Nick recorded the songs for the unfinished album that would have come after Pink Moon while he was in a dark period, right before he died. You can hear the brokenness and deterioration in his voice. As he sings “I’m growing old and I wanna go home” on “Black Eyed Dog”, he does sound older far beyond his years. The songs don’t have the same effect as Pink Moon because he struggled to be coherent; “Rider On The Wheel”, for example, is bittersweet and devoid of meaning. But these songs are interesting in a completely different way. When you’re in the middle of a dark period, there’s a sincerity that you can’t recapture.

This idea that some emotional moments can’t be recaptured goes for all my art, even my drawings. I have some old art that should be technically worse because I’m always improving; but sometimes they have haunting qualities, due to what I was feeling at that moment, that I can’t recapture. I see this pattern of early art having an untouchableness in a lot of artists. It interests me that they may think their old art is bad because they’re not in that emotional state anymore, but it’s actually just amazing in a different way.

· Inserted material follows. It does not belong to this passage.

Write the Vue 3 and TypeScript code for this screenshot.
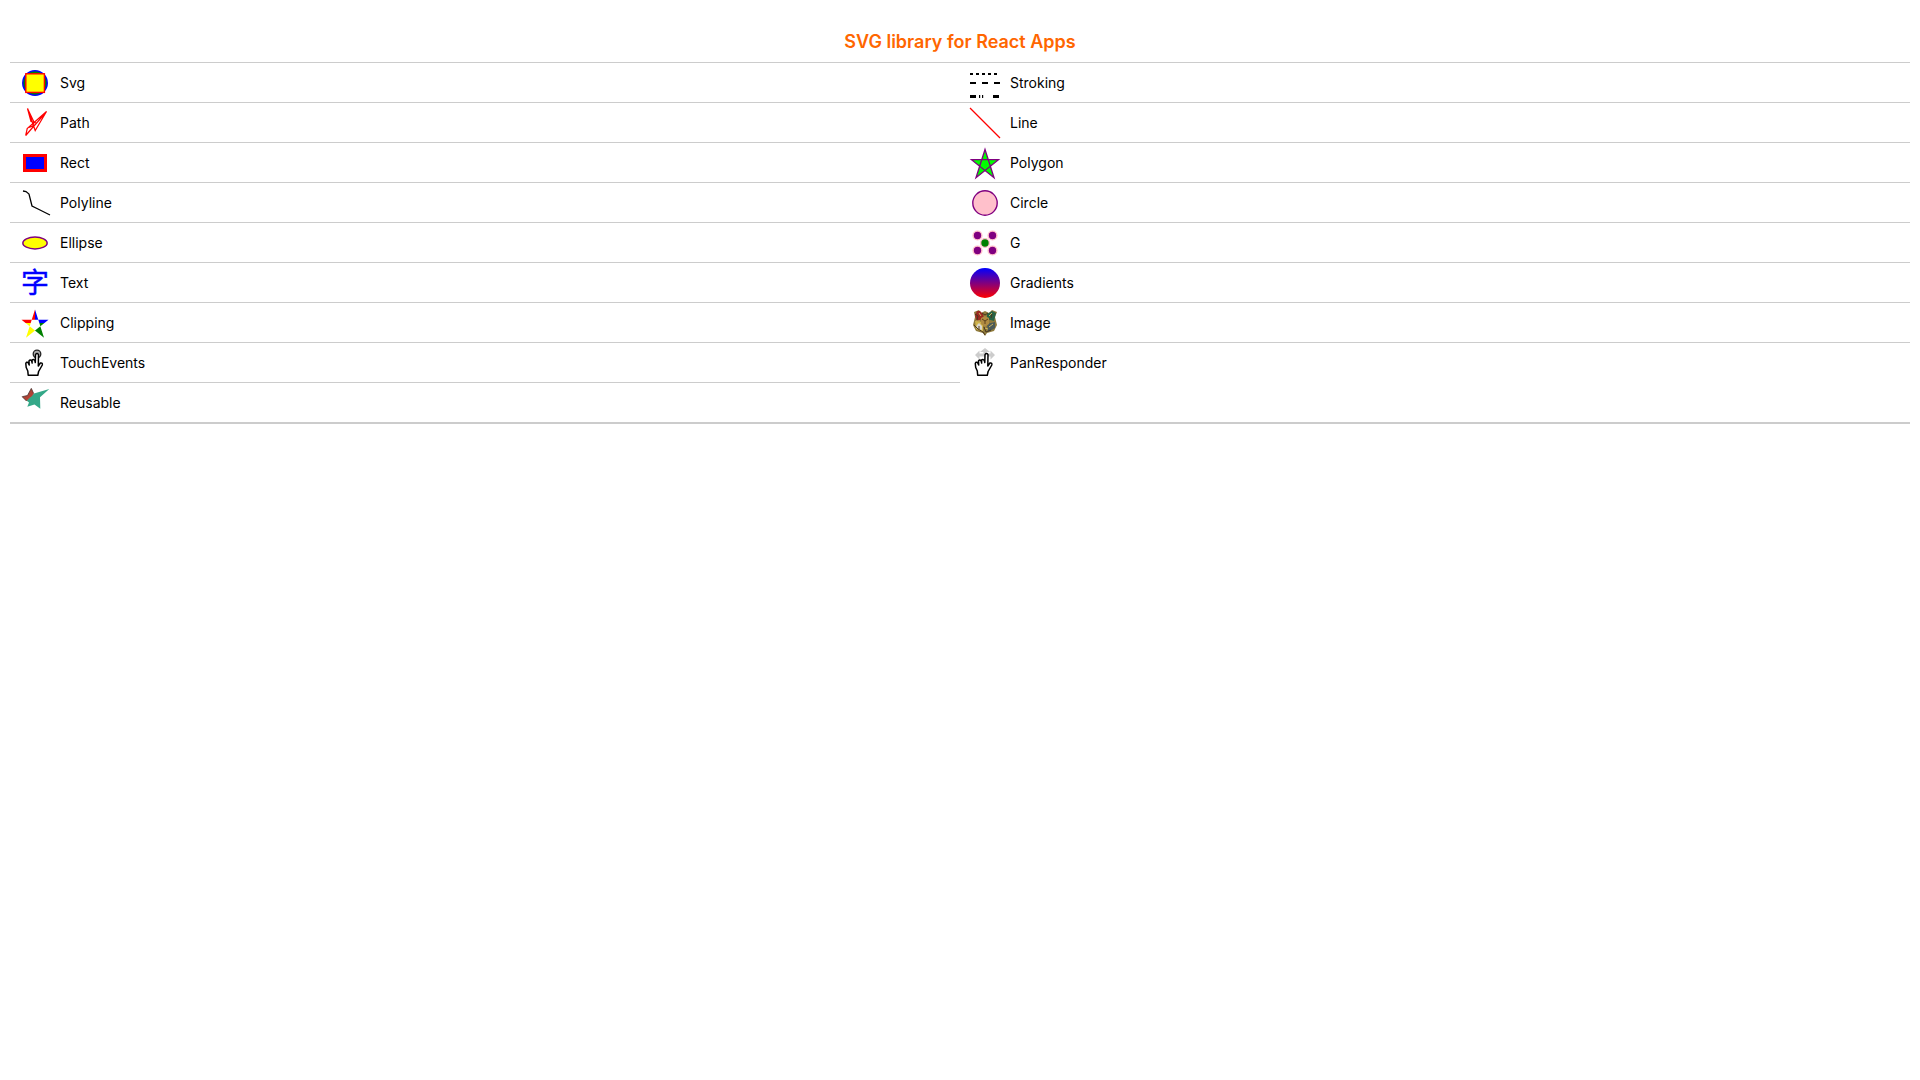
<script setup lang="ts">
interface Example {
  id: string
  label: string
}

const examples: Example[] = [
  { id: 'svg', label: 'Svg' },
  { id: 'stroking', label: 'Stroking' },
  { id: 'path', label: 'Path' },
  { id: 'line', label: 'Line' },
  { id: 'rect', label: 'Rect' },
  { id: 'polygon', label: 'Polygon' },
  { id: 'polyline', label: 'Polyline' },
  { id: 'circle', label: 'Circle' },
  { id: 'ellipse', label: 'Ellipse' },
  { id: 'g', label: 'G' },
  { id: 'text', label: 'Text' },
  { id: 'gradients', label: 'Gradients' },
  { id: 'clipping', label: 'Clipping' },
  { id: 'image', label: 'Image' },
  { id: 'touch', label: 'TouchEvents' },
  { id: 'pan', label: 'PanResponder' },
  { id: 'reusable', label: 'Reusable' },
]

const hand =
  'M8.2 27.3 L7.8 23 L6.2 19.5 L5.8 15.5 Q6.4 13.6 8 14.4 L9.2 17 L9 13 Q10.2 11.2 11.6 12.8 L12.2 15 L12 12 Q13.4 10.6 14.8 12.4 L15.3 14.5 L15.5 6.6 Q17 4.6 18.5 6.6 L18.3 18 L20.4 15 Q22.8 14.4 22.3 17 L18.6 23.5 L17.8 27.3 Z'
</script>

<template>
  <main class="page">
    <h1 class="title">SVG library for React Apps</h1>
    <ul class="list">
      <li v-for="item in examples" :key="item.id" class="item">
        <button type="button" class="link">
          <svg class="icon" viewBox="0 0 30 30" aria-hidden="true">
            <g v-if="item.id === 'svg'">
              <circle cx="15" cy="15" r="12.2" fill="green" stroke="blue" stroke-width="1.5" />
              <rect x="5.8" y="5.8" width="18.6" height="18.6" fill="yellow" stroke="red" stroke-width="1.4" />
            </g>
            <g v-else-if="item.id === 'stroking'" fill="none" stroke="black">
              <path d="M0 6H30" stroke-width="2" stroke-dasharray="3 3" />
              <path d="M0 15H30" stroke-width="2" stroke-dasharray="6 6" />
              <path d="M0 28.5H29" stroke-width="3" stroke-dasharray="6 3 1.2 1.8 1.2 9.8" />
            </g>
            <path
              v-else-if="item.id === 'path'"
              d="M7.5 .5L15.2 22.5L26.5 3.5L7.2 20.5L5.7 27.5L16.5 15L11 13.5ZM7.5 .5L14 14L12.5 19M26.5 3.5L15 17L9 19.5"
              fill="none"
              stroke="red"
              stroke-width="1.2"
            />
            <path v-else-if="item.id === 'line'" d="M0 0L30 30" stroke="red" stroke-width="1.2" />
            <rect
              v-else-if="item.id === 'rect'"
              x="4.5" y="7.5" width="21" height="15" fill="blue" stroke="red" stroke-width="3"
            />
            <polygon
              v-else-if="item.id === 'polygon'"
              points="15,1.5 6,29.7 28.5,11.7 1.5,11.7 24,29.7" fill="lime" stroke="purple" stroke-width="1.3"
            />
            <polyline
              v-else-if="item.id === 'polyline'"
              points="3,3 6,3.6 9,6 12,18 18,21 30,27" fill="none" stroke="black" stroke-width="1.3"
            />
            <circle
              v-else-if="item.id === 'circle'"
              cx="15" cy="15" r="12.2" fill="pink" stroke="purple" stroke-width="1.4"
            />
            <ellipse
              v-else-if="item.id === 'ellipse'"
              cx="15" cy="15" rx="12.2" ry="6" fill="yellow" stroke="purple" stroke-width="1.4"
            />
            <g v-else-if="item.id === 'g'" fill="purple" stroke="pink" stroke-width="1.4">
              <circle cx="7.5" cy="7.5" r="4.4" />
              <circle cx="22.5" cy="7.5" r="4.4" />
              <circle cx="7.5" cy="22.5" r="4.4" />
              <circle cx="22.5" cy="22.5" r="4.4" />
              <circle cx="15" cy="15" r="4.4" fill="green" />
            </g>
            <text
              v-else-if="item.id === 'text'"
              class="glyph" x="15" y="25" text-anchor="middle" fill="blue" stroke="blue" stroke-width=".4"
            >字</text>
            <g v-else-if="item.id === 'gradients'">
              <linearGradient id="blue-red" x1="0" y1="0" x2="0" y2="1">
                <stop offset="0" stop-color="blue" />
                <stop offset="1" stop-color="red" />
              </linearGradient>
              <circle cx="15" cy="15" r="15" fill="url(#blue-red)" />
            </g>
            <g v-else-if="item.id === 'clipping'">
              <clipPath id="star-clip">
                <polygon
                  points="15,1.5 6,29.7 28.5,11.7 1.5,11.7 24,29.7" clip-rule="evenodd"
                />
              </clipPath>
              <g clip-path="url(#star-clip)">
                <rect width="15" height="15" fill="red" />
                <rect x="15" width="15" height="15" fill="blue" />
                <rect y="15" width="15" height="15" fill="yellow" />
                <rect x="15" y="15" width="15" height="15" fill="green" />
              </g>
            </g>
            <g v-else-if="item.id === 'image'">
              <path d="M4 4L9 2L11 5L15 3L19 5L22 2L27 4L25 9L27 17L24 23L17 25L15 28L13 25L6 23L3 17L5 9Z" fill="#8f7a3c" />
              <path d="M7 3L10 3L13 6L14 10L7 13L5 8Z" fill="#9c2922" />
              <path d="M17 6L22 3L26 5L24 13L17 11Z" fill="#286345" />
              <path d="M5 13L13 14L13 24L6 21Z" fill="#d0b44b" />
              <path d="M7 17L9 15L12 18L12 22L6 20Z" fill="#d9d7ce" />
              <path d="M17 16L25 14L25 20L18 24Z" fill="#4c5a58" />
              <path d="M11 10L15 8L19 10L19 16L15 19L11 16Z" fill="#b08b42" />
              <path d="M5 6L8 8L7 12M12 5L15 7L18 5M22 6L21 10M14 19L16 24L21 22M4 17L8 21L13 24L15 27" fill="none" stroke="#49361e" />
              <path d="M9 5L11 8M19 8L22 5M6 13L10 13M19 19L23 16M15 20L18 21" stroke="#cdb45e" />
              <path d="M12 11L15 13L18 11M15 13V16M9 18L9 21" fill="none" stroke="#5d421e" />
            </g>
            <g v-else-if="item.id === 'touch'" stroke-linejoin="round">
              <circle cx="17" cy="6" r="3.8" fill="#aaa" stroke="#222" stroke-width="1.3" />
              <path :d="hand" fill="white" stroke="black" stroke-width="1.5" />
            </g>
            <g v-else-if="item.id === 'pan'" stroke-linejoin="round">
              <path
                d="M15 0L20 4H16.5V5.5H20.5V2.5L25 7L20.5 11.5V8.5H9.5V11.5L5 7L9.5 2.5V5.5H13.5V4H10Z"
                fill="#ccc"
              />
              <path :d="hand" transform="translate(-.5 0)" fill="white" stroke="black" stroke-width="1.5" />
            </g>
            <g v-else>
              <path d="M14 5.5L29.3 1L20 9.2L20.3 20.8L14.5 16.5L7.3 18.8L9 14.5L6.5 12.5Z" fill="#34a888" />
              <path d="M11.3 .4L13.7 5.6Q12.5 8.5 9.5 10L6.5 13L2.2 8.7L7.5 7.5Z" fill="#b04235" />
              <path d="M6.5 13L2.2 8.7L7.5 7.5L11.3 .4L13.7 5.6" fill="none" stroke="#482f2b" stroke-width=".8" />
            </g>
          </svg>
          <span class="label">{{ item.label }}</span>
        </button>
      </li>
    </ul>
  </main>
</template>

<style>
body {
  margin: 0;
  background: #fff;
}
</style>

<style scoped>
.page {
  padding: 20px 10px 0;
  font-family: Inter, "Liberation Sans", sans-serif;
  color: #000;
}

.title {
  margin: 0;
  padding: 11px 0 9px;
  font-size: 18px;
  line-height: 22px;
  font-weight: 600;
  text-align: center;
  color: #f60;
}

.list {
  display: grid;
  grid-template-columns: 1fr 1fr;
  margin: 0;
  padding: 0;
  list-style: none;
  border-bottom: 2px solid #ccc;
}

.item {
  border-top: 1px solid #ccc;
}

.link {
  display: flex;
  align-items: center;
  gap: 10px;
  width: 100%;
  padding: 5px 10px 4px;
  border: 0;
  background: none;
  color: inherit;
  font: inherit;
  font-size: 14px;
  line-height: 18px;
  text-align: left;
  cursor: pointer;
}

.label {
  padding-bottom: 1px;
}

.icon {
  flex: none;
  width: 30px;
  height: 30px;
  overflow: visible;
}

.glyph {
  font-family: "Noto Sans CJK SC", sans-serif;
  font-size: 28px;
}
</style>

But like Nick, sometimes I write songs about past situations instead of what I’m feeling at the moment. Sometimes, the song can even come out more emotionally convicting when I’m looking at the situation through a new lens. Writing about my past mistakes makes me enlightened because I realize how I’ve changed and how everything shifted for the better. It even tells me that in the future, things might not be so bad, because I can look at the past and see how the now is easier.